SN 2020uem: A Possible Thermonuclear Explosion within A Dense Circumstellar Medium (II) The Properties of The CSM from Polarimetry and Light Curve Modeling

Type IIn/Ia-CSM supernovae (SNe IIn/Ia-CSM) are classified by their characteristic spectra, which exhibit narrow hydrogen emission lines originating from a strong interaction with a circumstellar medium (CSM) together with broad lines of intermediate-mass elements. We performed intensive follow-up observations of SN IIn/Ia-CSM 2020uem, including photometry, spectroscopy, and polarimetry. In this paper, we focus on the results of polarimetry. We performed imaging polarimetry at $66$ days and spectropolarimetry at $103$ days after the discovery.
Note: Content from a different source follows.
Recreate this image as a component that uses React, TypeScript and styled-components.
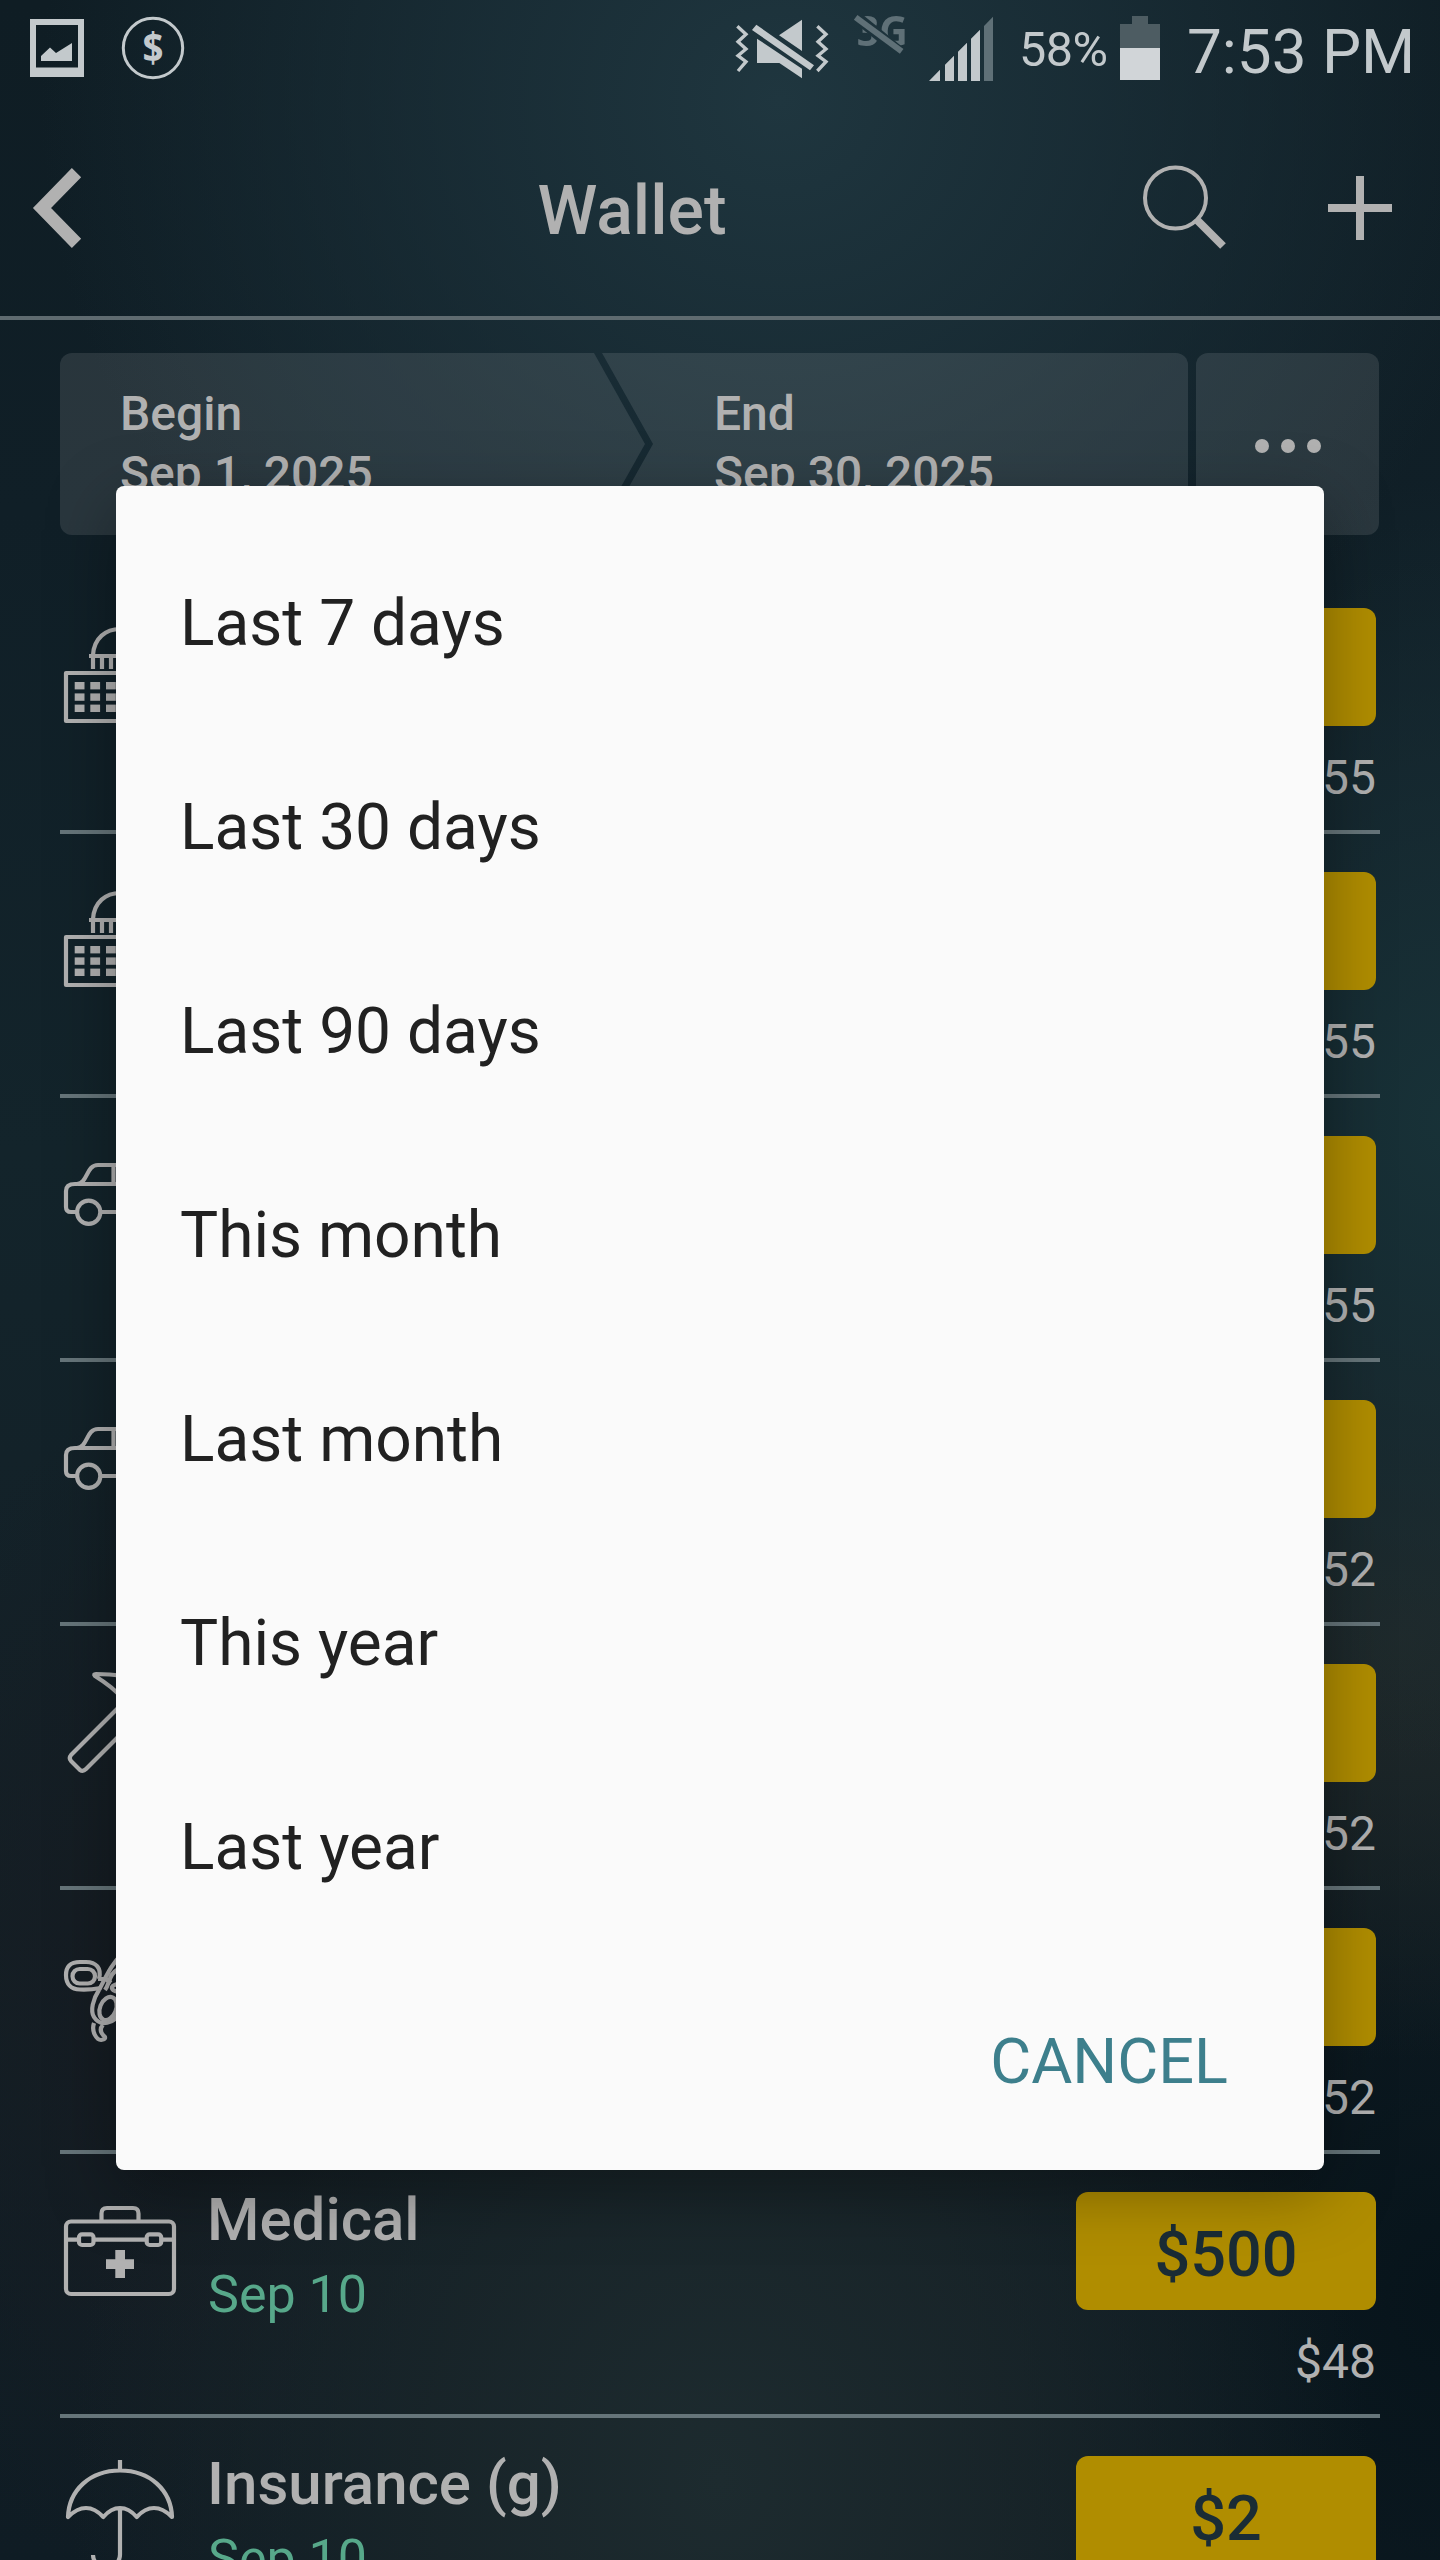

SN 2020uem shows a high continuum polarization of $1.0-1.5\%$ without wavelength dependence. Besides, the polarization degree and position angle keep roughly constant. These results suggest that SN 2020uem is powered by a strong interaction with a confined and aspherical CSM. We performed a simple polarization modeling, based on which we suggest that SN 2020uem has an equatorial-disk/torus CSM. Besides, we performed semi-analytic light-curve modeling and estimated the CSM mass. We revealed that the mass-loss rate in the final few hundred years immediately before the explosion of SN 2020uem is in the range of $0.01 - 0.05 {\rm ~M_{\odot}~yr^{-1}}$, and that the total CSM mass is $0.5-4 {\rm ~M_{\odot}}$. The CSM mass can be accommodated by not only a red supergiant (RSG) but a red giant (RG) or an asymptotic-giant-branch (AGB) star. As a possible progenitor scenario of SN 2020uem, we propose a white-dwarf binary system including an RG, RSG or AGB star, especially a merger scenario via common envelope evolution, i.e., the core-degenerate scenario or its variant.